EXERCISE GOAL -
Copy each line below without leaving any out.

* start SUPPLIED INFORMATION *

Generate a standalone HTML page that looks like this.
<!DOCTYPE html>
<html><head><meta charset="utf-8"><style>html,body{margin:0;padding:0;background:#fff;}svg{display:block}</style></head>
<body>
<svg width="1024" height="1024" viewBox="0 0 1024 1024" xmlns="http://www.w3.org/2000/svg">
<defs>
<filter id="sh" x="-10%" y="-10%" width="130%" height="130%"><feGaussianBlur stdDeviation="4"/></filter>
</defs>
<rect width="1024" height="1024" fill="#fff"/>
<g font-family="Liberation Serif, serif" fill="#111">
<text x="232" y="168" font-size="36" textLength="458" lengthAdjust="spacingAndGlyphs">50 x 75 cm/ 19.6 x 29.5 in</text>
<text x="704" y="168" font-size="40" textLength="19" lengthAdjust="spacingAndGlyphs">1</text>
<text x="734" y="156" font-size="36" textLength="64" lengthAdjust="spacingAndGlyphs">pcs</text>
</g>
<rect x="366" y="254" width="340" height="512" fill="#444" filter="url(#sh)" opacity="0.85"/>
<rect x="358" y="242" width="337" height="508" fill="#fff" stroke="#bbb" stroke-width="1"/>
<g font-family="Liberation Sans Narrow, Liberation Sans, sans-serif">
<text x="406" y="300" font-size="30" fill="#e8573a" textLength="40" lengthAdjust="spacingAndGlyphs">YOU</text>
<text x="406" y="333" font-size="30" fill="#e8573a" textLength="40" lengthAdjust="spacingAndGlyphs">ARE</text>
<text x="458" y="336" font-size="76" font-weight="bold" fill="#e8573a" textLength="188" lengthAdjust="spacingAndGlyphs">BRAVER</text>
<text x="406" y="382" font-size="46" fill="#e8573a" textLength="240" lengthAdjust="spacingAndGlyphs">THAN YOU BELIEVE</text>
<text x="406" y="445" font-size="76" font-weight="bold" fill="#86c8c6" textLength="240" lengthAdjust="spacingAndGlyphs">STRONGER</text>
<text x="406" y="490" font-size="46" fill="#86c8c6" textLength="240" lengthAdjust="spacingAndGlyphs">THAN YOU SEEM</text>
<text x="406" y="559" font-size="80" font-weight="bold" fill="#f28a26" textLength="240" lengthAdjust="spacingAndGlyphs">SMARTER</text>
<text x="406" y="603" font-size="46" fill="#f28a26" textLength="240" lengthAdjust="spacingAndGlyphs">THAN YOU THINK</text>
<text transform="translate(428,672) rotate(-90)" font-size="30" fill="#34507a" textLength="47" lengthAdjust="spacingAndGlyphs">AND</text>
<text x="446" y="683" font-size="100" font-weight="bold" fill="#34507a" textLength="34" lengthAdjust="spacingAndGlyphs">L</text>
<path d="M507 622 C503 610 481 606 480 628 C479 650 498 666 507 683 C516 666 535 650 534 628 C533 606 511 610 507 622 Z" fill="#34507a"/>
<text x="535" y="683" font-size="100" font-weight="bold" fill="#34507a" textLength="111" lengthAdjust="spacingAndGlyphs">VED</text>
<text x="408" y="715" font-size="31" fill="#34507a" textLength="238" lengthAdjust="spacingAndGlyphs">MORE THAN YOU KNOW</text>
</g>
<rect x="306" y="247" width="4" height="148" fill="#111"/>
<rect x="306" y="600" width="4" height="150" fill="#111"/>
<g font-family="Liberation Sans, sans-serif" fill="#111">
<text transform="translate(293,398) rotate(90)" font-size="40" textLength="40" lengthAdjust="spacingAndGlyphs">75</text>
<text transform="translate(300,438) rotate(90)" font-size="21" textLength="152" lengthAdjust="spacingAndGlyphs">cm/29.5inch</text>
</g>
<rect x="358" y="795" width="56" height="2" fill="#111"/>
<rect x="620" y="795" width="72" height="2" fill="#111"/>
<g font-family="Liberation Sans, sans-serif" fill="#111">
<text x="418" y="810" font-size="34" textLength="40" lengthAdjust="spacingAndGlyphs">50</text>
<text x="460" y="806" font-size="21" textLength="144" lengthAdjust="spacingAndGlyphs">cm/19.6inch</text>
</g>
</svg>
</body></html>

* end SUPPLIED INFORMATION *

RESPONSE TO THE TASK -
Generate a standalone HTML page that looks like this.
<!DOCTYPE html>
<html><head><meta charset="utf-8"><style>html,body{margin:0;padding:0;background:#fff;}svg{display:block}</style></head>
<body>
<svg width="1024" height="1024" viewBox="0 0 1024 1024" xmlns="http://www.w3.org/2000/svg">
<defs>
<filter id="sh" x="-10%" y="-10%" width="130%" height="130%"><feGaussianBlur stdDeviation="4"/></filter>
</defs>
<rect width="1024" height="1024" fill="#fff"/>
<g font-family="Liberation Serif, serif" fill="#111">
<text x="232" y="168" font-size="36" textLength="458" lengthAdjust="spacingAndGlyphs">50 x 75 cm/ 19.6 x 29.5 in</text>
<text x="704" y="168" font-size="40" textLength="19" lengthAdjust="spacingAndGlyphs">1</text>
<text x="734" y="156" font-size="36" textLength="64" lengthAdjust="spacingAndGlyphs">pcs</text>
</g>
<rect x="366" y="254" width="340" height="512" fill="#444" filter="url(#sh)" opacity="0.85"/>
<rect x="358" y="242" width="337" height="508" fill="#fff" stroke="#bbb" stroke-width="1"/>
<g font-family="Liberation Sans Narrow, Liberation Sans, sans-serif">
<text x="406" y="300" font-size="30" fill="#e8573a" textLength="40" lengthAdjust="spacingAndGlyphs">YOU</text>
<text x="406" y="333" font-size="30" fill="#e8573a" textLength="40" lengthAdjust="spacingAndGlyphs">ARE</text>
<text x="458" y="336" font-size="76" font-weight="bold" fill="#e8573a" textLength="188" lengthAdjust="spacingAndGlyphs">BRAVER</text>
<text x="406" y="382" font-size="46" fill="#e8573a" textLength="240" lengthAdjust="spacingAndGlyphs">THAN YOU BELIEVE</text>
<text x="406" y="445" font-size="76" font-weight="bold" fill="#86c8c6" textLength="240" lengthAdjust="spacingAndGlyphs">STRONGER</text>
<text x="406" y="490" font-size="46" fill="#86c8c6" textLength="240" lengthAdjust="spacingAndGlyphs">THAN YOU SEEM</text>
<text x="406" y="559" font-size="80" font-weight="bold" fill="#f28a26" textLength="240" lengthAdjust="spacingAndGlyphs">SMARTER</text>
<text x="406" y="603" font-size="46" fill="#f28a26" textLength="240" lengthAdjust="spacingAndGlyphs">THAN YOU THINK</text>
<text transform="translate(428,672) rotate(-90)" font-size="30" fill="#34507a" textLength="47" lengthAdjust="spacingAndGlyphs">AND</text>
<text x="446" y="683" font-size="100" font-weight="bold" fill="#34507a" textLength="34" lengthAdjust="spacingAndGlyphs">L</text>
<path d="M507 622 C503 610 481 606 480 628 C479 650 498 666 507 683 C516 666 535 650 534 628 C533 606 511 610 507 622 Z" fill="#34507a"/>
<text x="535" y="683" font-size="100" font-weight="bold" fill="#34507a" textLength="111" lengthAdjust="spacingAndGlyphs">VED</text>
<text x="408" y="715" font-size="31" fill="#34507a" textLength="238" lengthAdjust="spacingAndGlyphs">MORE THAN YOU KNOW</text>
</g>
<rect x="306" y="247" width="4" height="148" fill="#111"/>
<rect x="306" y="600" width="4" height="150" fill="#111"/>
<g font-family="Liberation Sans, sans-serif" fill="#111">
<text transform="translate(293,398) rotate(90)" font-size="40" textLength="40" lengthAdjust="spacingAndGlyphs">75</text>
<text transform="translate(300,438) rotate(90)" font-size="21" textLength="152" lengthAdjust="spacingAndGlyphs">cm/29.5inch</text>
</g>
<rect x="358" y="795" width="56" height="2" fill="#111"/>
<rect x="620" y="795" width="72" height="2" fill="#111"/>
<g font-family="Liberation Sans, sans-serif" fill="#111">
<text x="418" y="810" font-size="34" textLength="40" lengthAdjust="spacingAndGlyphs">50</text>
<text x="460" y="806" font-size="21" textLength="144" lengthAdjust="spacingAndGlyphs">cm/19.6inch</text>
</g>
</svg>
</body></html>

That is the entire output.